Bilim, mühendislik ve üniversite nedir?
Üniversitenin asli işlevi olan hayatın neliğine (ilkelerine, nedenine, niçinine) ve nasılına (mekanizmalarına, uyarlanmalarına, değişip dönüşümüne) yanıt arayışının ve tüm bunları (hayatı) bilinçli değiştirip dönüştürme (bilinçli uyarlama) yetkinliklerinin metalaşması ve piyasalaşması ne durumdadır, dahası metalaşması ve piyasalaşması ne anlama gelmektedir?
Önce mevcut sayısal bilgileri verip sonra ne anlama geldiğini yorumlayamaya çalışalım.

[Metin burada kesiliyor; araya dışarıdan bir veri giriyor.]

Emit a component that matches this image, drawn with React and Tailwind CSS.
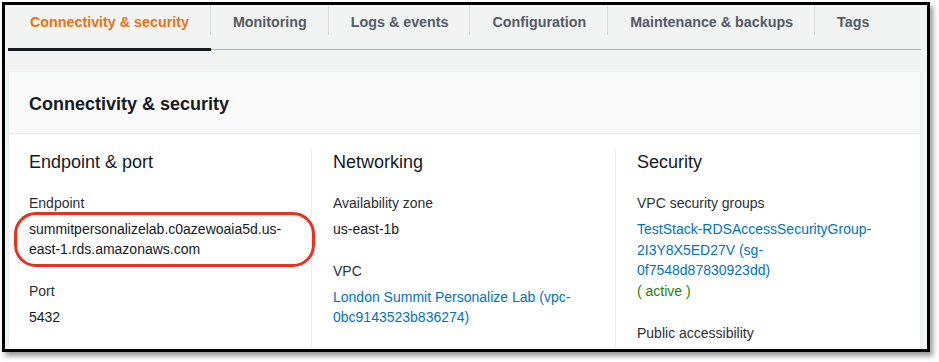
import React from 'react';

const tabs = [
  'Connectivity & security',
  'Monitoring',
  'Logs & events',
  'Configuration',
  'Maintenance & backups',
  'Tags',
];

const Field = ({ label, children, className = '', leading = 'leading-[20px]' }) => (
  <div className={className}>
    <div className="text-[14px] leading-[20px] text-[#2b3036]">{label}</div>
    {children && (
      <div className={`mt-[6px] text-[14px] ${leading} text-[#16191f]`}>{children}</div>
    )}
  </div>
);

const App = () => {
  return (
    <div
      className="relative w-[939px] h-[362px] bg-white overflow-hidden"
      style={{ fontFamily: '"Liberation Sans", Arial, sans-serif' }}
    >
      {/* framed screenshot */}
      <div className="ml-[2px] mt-[2px] w-[928px] h-[350px] border-[3px] border-black bg-[#f2f3f3] overflow-hidden shadow-[3px_4px_5px_rgba(0,0,0,0.4)] pl-[3px] pr-[6px]">
        {/* Tabs */}
        <div className="flex h-[45px] border-b border-[#aab7b8]">
          {tabs.map((t, i) => (
            <div key={t} className="relative h-full px-[22px] pt-[5px]">
              <span
                className={`text-[14.3px] leading-[20px] font-bold whitespace-nowrap ${
                  i === 0 ? 'text-[#ec7211]' : 'text-[#545b64]'
                }`}
              >
                {t}
              </span>
              {i < tabs.length - 1 && (
                <span className="absolute right-0 top-[1px] h-[29px] w-px bg-[#d5dbdb]" />
              )}
              {i === 0 && (
                <span className="absolute left-0 right-0 bottom-[-2px] h-[3px] bg-[#16191f]" />
              )}
            </div>
          ))}
        </div>

        {/* Panel */}
        <div className="mt-[21px] border border-[#eaeded] bg-white">
          <div className="h-[62px] bg-[#fafafa] border-b border-[#eaeded] px-[20px] pt-[20px]">
            <h2 className="text-[18px] leading-[24px] font-bold text-[#16191f]">
              Connectivity &amp; security
            </h2>
          </div>
          <div className="flex pt-[16px] pl-[20px] h-[220px]">
            <div className="w-[282px] pt-[1px]">
              <h3 className="text-[18px] leading-[22px] text-[#16191f]">Endpoint &amp; port</h3>
              <Field label="Endpoint" className="mt-[20px]">
                summitpersonalizelab.c0azewoaia5d.us-east-1.rds.amazonaws.com
              </Field>
              <Field label="Port" className="mt-[22px]">
                5432
              </Field>
            </div>
            <div className="w-[304px] border-l border-[#eaeded] pl-[21px] pr-[8px] pt-[1px]">
              <h3 className="text-[18px] leading-[22px] text-[#16191f]">Networking</h3>
              <Field label="Availability zone" className="mt-[20px]">
                us-east-1b
              </Field>
              <Field label="VPC" className="mt-[22px]">
                <span className="text-[#0073bb]">
                  London Summit Personalize Lab (vpc-0bc9143523b836274)
                </span>
              </Field>
            </div>
            <div className="flex-1 border-l border-[#eaeded] pl-[21px] pr-[30px] pt-[1px]">
              <h3 className="text-[18px] leading-[22px] text-[#16191f]">Security</h3>
              <Field label="VPC security groups" className="mt-[20px]" leading="leading-[20.7px]">
                <span className="text-[#0073bb]">
                  TestStack-RDSAccessSecurityGroup-2I3Y8X5ED27V (sg-0f7548d87830923dd)
                </span>
                <div className="text-[#1d8102]">( active )</div>
              </Field>
              <Field label="Public accessibility" className="mt-[21px]" />
            </div>
          </div>
        </div>
      </div>

      {/* red annotation around endpoint */}
      <div className="absolute left-[14px] top-[212px] w-[301px] h-[55px] border-[3px] border-[#e8321f] rounded-[22px]" />
    </div>
  );
};

export default App;
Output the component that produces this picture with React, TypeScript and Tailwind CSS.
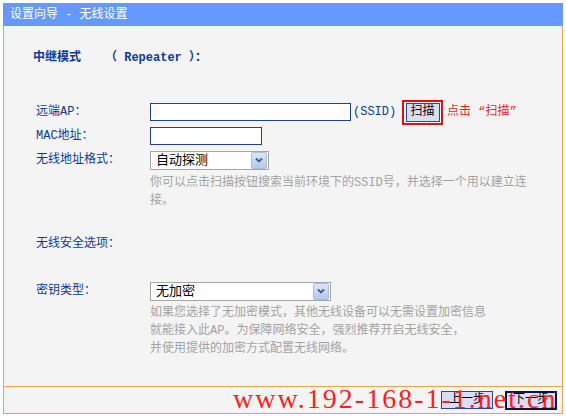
import React from "react";

const label = "text-[#0b3a9c] text-[12px]";
const help = "text-[#a3a3a3] text-[12px] leading-[18px]";

function Select({ value, width }: { value: string; width: string }) {
  return (
    <div className={`${width} h-[19px] flex items-center border border-[#a5a5a5] bg-white`}>
      <span className="flex-1 pl-[5px] text-[13px] text-black leading-none">{value}</span>
      <div className="w-[16px] h-[17px] mr-[1px] flex items-center justify-center border border-[#a9bde0] bg-gradient-to-b from-[#dbe6f8] to-[#b3c8ec] rounded-[2px]">
        <svg width="8" height="6" viewBox="0 0 8 6">
          <path d="M1 1.5 L4 4.5 L7 1.5" fill="none" stroke="#4a5d82" strokeWidth="1.8" />
        </svg>
      </div>
    </div>
  );
}

export default function App() {
  return (
    <div className="relative w-[566px] h-[416px] bg-white pt-[3px] pl-[3px] font-['Liberation_Mono','Noto_Sans_CJK_SC',monospace]">
      <div className="w-[560px]">
        <div className="h-[23px] bg-[#6699ff] flex items-center pl-[7px] text-white text-[12px]">
          设置向导 - 无线设置
        </div>

        <div className="h-[360px] bg-[#f4f4f4] border-l border-r border-[#f3a04e] pt-[22px]">
          <div className="h-[20px] flex items-center pl-[29px]">
            <span className={`${label} font-bold w-[72px]`}>中继模式</span>
            <span className={`${label} font-bold`}>（ Repeater ）：</span>
          </div>

          <div className="mt-[31px] h-[26px] flex items-center pl-[32px]">
            <span className={`${label} w-[114px]`}>远端AP：</span>
            <div className="w-[201px] h-[18px] border border-[#1d3f9f] bg-white" />
            <span className={`${label} ml-[2px] w-[49px]`}>(SSID)</span>
            <div className="w-[41px] h-[25px] border-2 border-[#e01010] flex items-center justify-center">
              <button className="w-[34px] h-[19px] border border-[#2a46a6] bg-[#dcdcf6] text-[12px] text-black leading-none">
                扫描
              </button>
            </div>
            <span className="ml-[4px] text-[12px] text-[#ff1a1a]">点击 “扫描”</span>
          </div>

          <div className="h-[22px] flex items-center pl-[32px]">
            <span className={`${label} w-[114px]`}>MAC地址：</span>
            <div className="w-[112px] h-[18px] border border-[#1d3f9f] bg-white" />
          </div>

          <div className="mt-[1px] h-[24px] flex items-center pl-[32px]">
            <span className={`${label} w-[114px]`}>无线地址格式：</span>
            <Select value="自动探测" width="w-[119px]" />
          </div>

          <div className={`mt-[2px] pl-[146px] ${help}`}>
            你可以点击扫描按钮搜索当前环境下的SSID号，并选择一个用以建立连
            <br />
            接。
          </div>

          <div className="mt-[24px] h-[20px] flex items-center pl-[32px]">
            <span className={label}>无线安全选项：</span>
          </div>

          <div className="mt-[25px] h-[24px] flex items-center pl-[32px]">
            <span className={`${label} w-[114px]`}>密钥类型：</span>
            <Select value="无加密" width="w-[181px]" />
          </div>

          <div className={`mt-[1px] pl-[146px] ${help}`}>
            如果您选择了无加密模式，其他无线设备可以无需设置加密信息
            <br />
            就能接入此AP。为保障网络安全，强烈推荐开启无线安全，
            <br />
            并使用提供的加密方式配置无线网络。
          </div>
        </div>

        <div className="h-[28px] bg-[#f4f4f4] border border-[#f3a04e] flex items-center justify-end pr-[5px] gap-[12px]">
          <button className="w-[52px] h-[18px] border border-[#2a46a6] bg-[#dcdcf6] text-[12px] text-black leading-none">
            上一步
          </button>
          <button className="w-[52px] h-[19px] border-2 border-[#0c1640] bg-[#dcdcf6] text-[12px] text-black leading-none">
            下一步
          </button>
        </div>
      </div>

      <div className="absolute left-[233px] top-[385px] text-[28px] leading-[28px] tracking-[2px] text-[#ff2020] font-['Liberation_Serif',serif] whitespace-nowrap pointer-events-none">
        www.192-168-1-1.net.cn
      </div>
    </div>
  );
}
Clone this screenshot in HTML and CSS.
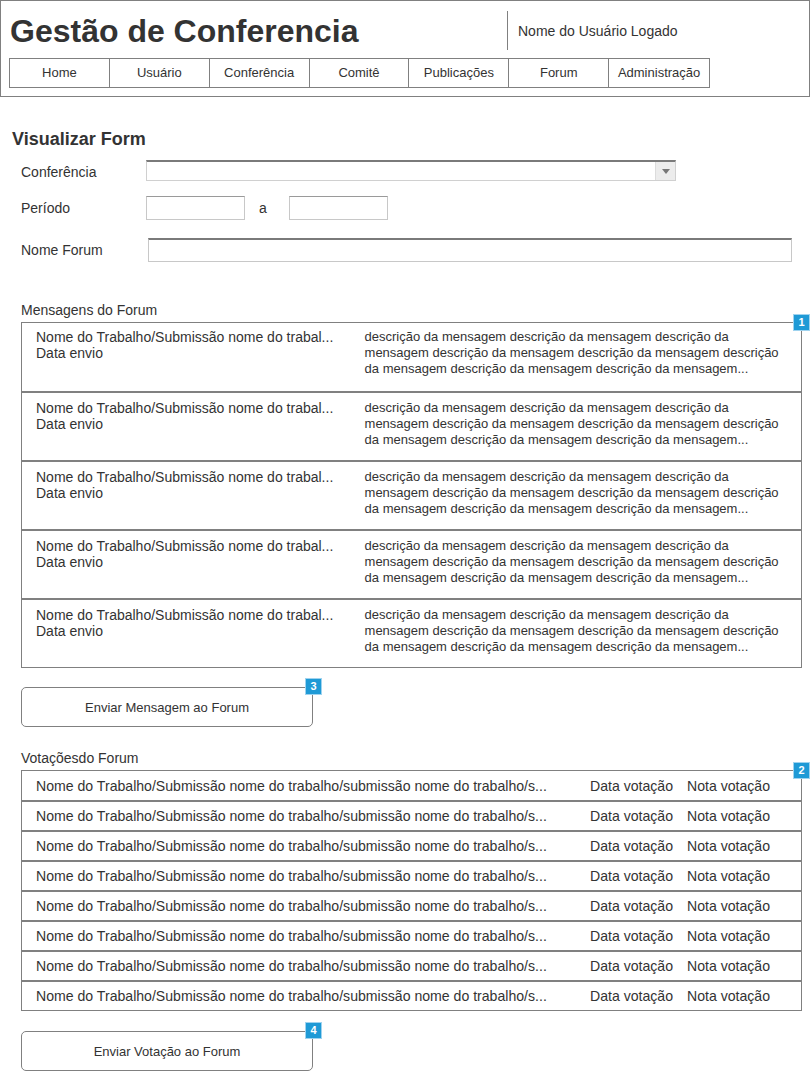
FILE: index.html
```html
<!DOCTYPE html>
<html lang="pt">
<head>
<meta charset="utf-8">
<title>Gestão de Conferencia</title>
<link rel="stylesheet" href="styles.css">
</head>
<body>
<header class="header">
  <div class="top">
    <h1 class="title">Gestão de Conferencia</h1>
    <div class="user">Nome do Usuário Logado</div>
  </div>
  <nav class="nav">
    <a>Home</a><a>Usuário</a><a>Conferência</a><a>Comitê</a><a>Publicações</a><a>Forum</a><a>Administração</a>
  </nav>
</header>
<main class="main">
  <h2 class="page-title">Visualizar Form</h2>
  <div class="form-row r1">
    <span class="label">Conferência</span>
    <div class="select"><span class="arrow"></span></div>
  </div>
  <div class="form-row r2">
    <span class="label">Período</span>
    <div class="input short"></div>
    <span class="sep">a</span>
    <div class="input short"></div>
  </div>
  <div class="form-row r3">
    <span class="label">Nome Forum</span>
    <div class="input long"></div>
  </div>

  <div class="section s1">
    <div class="section-title">Mensagens do Forum</div>
    <div class="list">
      <span class="badge">1</span>
      <div class="msg"><div class="msg-left">Nome do Trabalho/Submissão nome do trabal...<br>Data envio</div><div class="msg-right">descrição da mensagem descrição da mensagem descrição da mensagem descrição da mensagem descrição da mensagem descrição da mensagem descrição da mensagem descrição da mensagem...</div></div>
      <div class="msg"><div class="msg-left">Nome do Trabalho/Submissão nome do trabal...<br>Data envio</div><div class="msg-right">descrição da mensagem descrição da mensagem descrição da mensagem descrição da mensagem descrição da mensagem descrição da mensagem descrição da mensagem descrição da mensagem...</div></div>
      <div class="msg"><div class="msg-left">Nome do Trabalho/Submissão nome do trabal...<br>Data envio</div><div class="msg-right">descrição da mensagem descrição da mensagem descrição da mensagem descrição da mensagem descrição da mensagem descrição da mensagem descrição da mensagem descrição da mensagem...</div></div>
      <div class="msg"><div class="msg-left">Nome do Trabalho/Submissão nome do trabal...<br>Data envio</div><div class="msg-right">descrição da mensagem descrição da mensagem descrição da mensagem descrição da mensagem descrição da mensagem descrição da mensagem descrição da mensagem descrição da mensagem...</div></div>
      <div class="msg"><div class="msg-left">Nome do Trabalho/Submissão nome do trabal...<br>Data envio</div><div class="msg-right">descrição da mensagem descrição da mensagem descrição da mensagem descrição da mensagem descrição da mensagem descrição da mensagem descrição da mensagem descrição da mensagem...</div></div>
    </div>
  </div>
  <div class="btn-wrap b1"><button class="btn">Enviar Mensagem ao Forum</button><span class="badge">3</span></div>

  <div class="section s2">
    <div class="section-title">Votaçõesdo Forum</div>
    <div class="list">
      <span class="badge">2</span>
      <div class="vote"><span class="v-name">Nome do Trabalho/Submissão nome do trabalho/submissão nome do trabalho/s...</span><span class="v-date">Data votação</span><span class="v-nota">Nota votação</span></div>
      <div class="vote"><span class="v-name">Nome do Trabalho/Submissão nome do trabalho/submissão nome do trabalho/s...</span><span class="v-date">Data votação</span><span class="v-nota">Nota votação</span></div>
      <div class="vote"><span class="v-name">Nome do Trabalho/Submissão nome do trabalho/submissão nome do trabalho/s...</span><span class="v-date">Data votação</span><span class="v-nota">Nota votação</span></div>
      <div class="vote"><span class="v-name">Nome do Trabalho/Submissão nome do trabalho/submissão nome do trabalho/s...</span><span class="v-date">Data votação</span><span class="v-nota">Nota votação</span></div>
      <div class="vote"><span class="v-name">Nome do Trabalho/Submissão nome do trabalho/submissão nome do trabalho/s...</span><span class="v-date">Data votação</span><span class="v-nota">Nota votação</span></div>
      <div class="vote"><span class="v-name">Nome do Trabalho/Submissão nome do trabalho/submissão nome do trabalho/s...</span><span class="v-date">Data votação</span><span class="v-nota">Nota votação</span></div>
      <div class="vote"><span class="v-name">Nome do Trabalho/Submissão nome do trabalho/submissão nome do trabalho/s...</span><span class="v-date">Data votação</span><span class="v-nota">Nota votação</span></div>
      <div class="vote"><span class="v-name">Nome do Trabalho/Submissão nome do trabalho/submissão nome do trabalho/s...</span><span class="v-date">Data votação</span><span class="v-nota">Nota votação</span></div>
    </div>
  </div>
  <div class="btn-wrap b2"><button class="btn">Enviar Votação ao Forum</button><span class="badge">4</span></div>
</main>
</body>
</html>
```
FILE: styles.css
```css
* { box-sizing: border-box; }
body {
  margin: 0;
  font-family: "Liberation Sans", Arial, sans-serif;
  color: #333;
  font-size: 14px;
  background: #fff;
}
.header {
  width: 810px;
  height: 97px;
  border: 1px solid #808080;
  padding: 10px 8px 0 8px;
}
.top {
  display: flex;
  align-items: flex-start;
  height: 47px;
}
.title {
  margin: 0;
  width: 498px;
  font-size: 32px;
  font-weight: bold;
  line-height: 40px;
  padding-left: 1px;
  color: #333;
}
.user {
  border-left: 1px solid #808080;
  height: 39px;
  padding-left: 10px;
  line-height: 40px;
  font-size: 14px;
}
.nav {
  display: flex;
  width: 701px;
  height: 30px;
  border: 1px solid #808080;
}
.nav a {
  width: 100px;
  text-align: center;
  line-height: 28px;
  font-size: 13px;
  border-right: 1px solid #808080;
}
.nav a:last-child { border-right: none; }

.main { padding: 0 0 0 21px; }
.page-title {
  margin: 30px 0 0 -9px;
  font-size: 18px;
  line-height: 24px;
  font-weight: bold;
}
.form-row {
  display: flex;
  align-items: center;
  font-size: 14px;
}
.r1 { margin-top: 9px; height: 21px; }
.r2 { margin-top: 15px; height: 24px; }
.r3 { margin-top: 18px; height: 24px; }
.label { width: 125px; }
.r1 .label { padding-top: 3px; }
.r3 .label { width: 127px; }
.select {
  position: relative;
  width: 530px;
  height: 21px;
  border: 1px solid #d0d0d0;
  border-top: 2px solid #7a7a7a;
}
.arrow {
  position: absolute;
  right: 0;
  top: 0;
  width: 20px;
  height: 18px;
  background: #ececec;
  border-left: 1px solid #dcdcdc;
}
.arrow::after {
  content: "";
  position: absolute;
  left: 6px;
  top: 7px;
  border-left: 4px solid transparent;
  border-right: 4px solid transparent;
  border-top: 5px solid #777;
}
.input {
  height: 24px;
  border: 1px solid #c8c8c8;
  border-top: 1px solid #9a9a9a;
}
.short { width: 99px; }
.sep { width: 44px; text-align: left; padding-left: 14px; }
.long { width: 644px; border-top: 2px solid #7a7a7a; }

.section-title {
  font-size: 14px;
  line-height: 16px;
  margin-bottom: 4px;
}
.s1 { margin-top: 40px; }
.s2 { margin-top: 23px; }
.list {
  position: relative;
  width: 781px;
  border: 1px solid #808080;
}
.badge {
  position: absolute;
  right: -9px;
  top: -9px;
  width: 17px;
  height: 17px;
  background: #1f9ad6;
  border: 1px solid #9fd3ef;
  color: #fff;
  font-size: 11px;
  font-weight: bold;
  line-height: 15px;
  text-align: center;
}
.msg {
  display: flex;
  height: 69px;
  padding: 7px 15px 0 14px;
  line-height: 16px;
  border-top: 2px solid #808080;
}
.msg:first-of-type { border-top: none; height: 68px; padding-top: 6px; }
.msg-left { width: 329px; font-size: 14px; }
.msg-right { width: 422px; font-size: 13px; }
.vote {
  display: flex;
  height: 30px;
  align-items: center;
  padding-left: 14px;
  font-size: 14.1px;
  border-top: 2px solid #808080;
}
.vote:first-of-type { border-top: none; height: 29px; }
.v-name { width: 554px; }
.v-date { width: 97px; }
.btn-wrap {
  position: relative;
  width: 292px;
}
.b1 { margin-top: 19px; }
.b2 { margin-top: 20px; }
.btn {
  width: 292px;
  height: 40px;
  border: 1px solid #808080;
  border-radius: 5px;
  background: #fff;
  font-family: "Liberation Sans", Arial, sans-serif;
  font-size: 13px;
  color: #333;
}
```
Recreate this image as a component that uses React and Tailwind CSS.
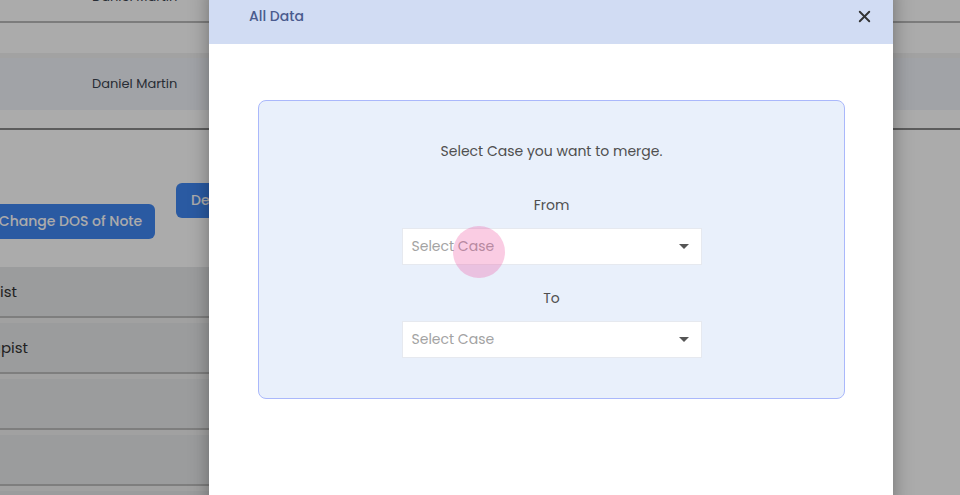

Meslek yüksek okulları, adından anlaşılacağı üzere ne eğitim öğretim ne de bilimsel araştırma için yetiştirilmektedir. Bunlar daha çok “ara eleman” diye adlandırılan “ikinci sınıf” yurttaş gibi görülen belli mesleklere hazırlanan tamamı yoksul veya orta altı tabaka gençlerinden oluşmaktadır. Dolayısıyla mezun oldukları okullar da görece daha yoksul semt okullar ve sınav başarısı görece daha düşük okullardır. Önlerindeki tek imkan MYO veya çok talep olmayan düşük puanlı lisans veya kimsenin pek tercih etmediği ücra köşelerdeki üniversitelerdir.
Bununla birlikte bu en yoksul kesimin bile yüzde 80’i metalaştırımış, ticarileştirilmiş, hatta piyasalaştırılmıştır. Ön lisans düzeyinde iki yıllık ara eleman yetiştirmeye yönelik meslek programlarında 3 milyon 114 bin 623 öğrencinin 2 milyon 500 bin 697’si açık öğretim, uzaktan öğretim, ikinci öğretim veya vakıf olmak üzere ücretini ödediği bir programda okuyor.
Yoksula bile metalaşmış diploma veriliyor. Ödeme gücü az olana bitpazarında açık öğretim türü veya kasaba düzeyinde ucuz ve niteliksiz diploma arz ediliyor, yoksul bile çarpılıyor.
Lisansları, yüksek lisansları da dahil ettiğimizde de yükseköğretimin metalaşması çok yüksek düzeyde bulunuyor. 2020-2021 öğretim yılında 3 milyon 114 bin 623 ön lisans, 4milyon 676 bin 657 lisans, 343 bin 569’u yüksek lisans ve 106 bin 148’i doktora olmak üzere 8 milyon 240 bin 997 öğrenciden sadece 2 milyon 637 bin 741’i devlet üniversitelerinin parasız birinci öğretimlerinde okuyor. 5 milyon 603 bin 256’sı yani yüzde 67.99’u parasıyla öğrenimlerini sürdürüyorlar.
Kaldı ki, barınmadan ulaşıma, ders kitabına, kantindeki çayına, suyuna tüm diğer masraflar da aileler tarafından karşılanıyor. Krediler faizle geri ödeniyor, burs çok sınırlı sayıda öğrenciye veriliyor. Bunlar da hesaba dahil edilirse toplam öğrenci giderinin belki yüzde 80-90’ı metalaşmış veya ticaret konusu haline getirilmiş bulunuyor.
Kurumsal özerklik de (bağımsızlık da) bilimsel özgürlük ve tarafsızlık da, bilimsel bilgi üretimi de ancak kamusal olarak desteklenmiş mali özerklikten geçer.
Sözü uzatmadan özüyle söylersek: Ücretli metalaşmış bir kurumda metalaşmamış bir ilişki, teori veya bilgi üretimi akla realiteye uymaz, böyle bir durumda sermaye gruplarına karşı bağımsız bir bilgi üretimi yapılamaz, özü gereği yansız ve açık olması gereken bilimsel bir bakış, teori veya mühendislik başarılamaz.
Metalaşmış bir dünyada insanın değeri de metalaşmaktan kurtulamaz.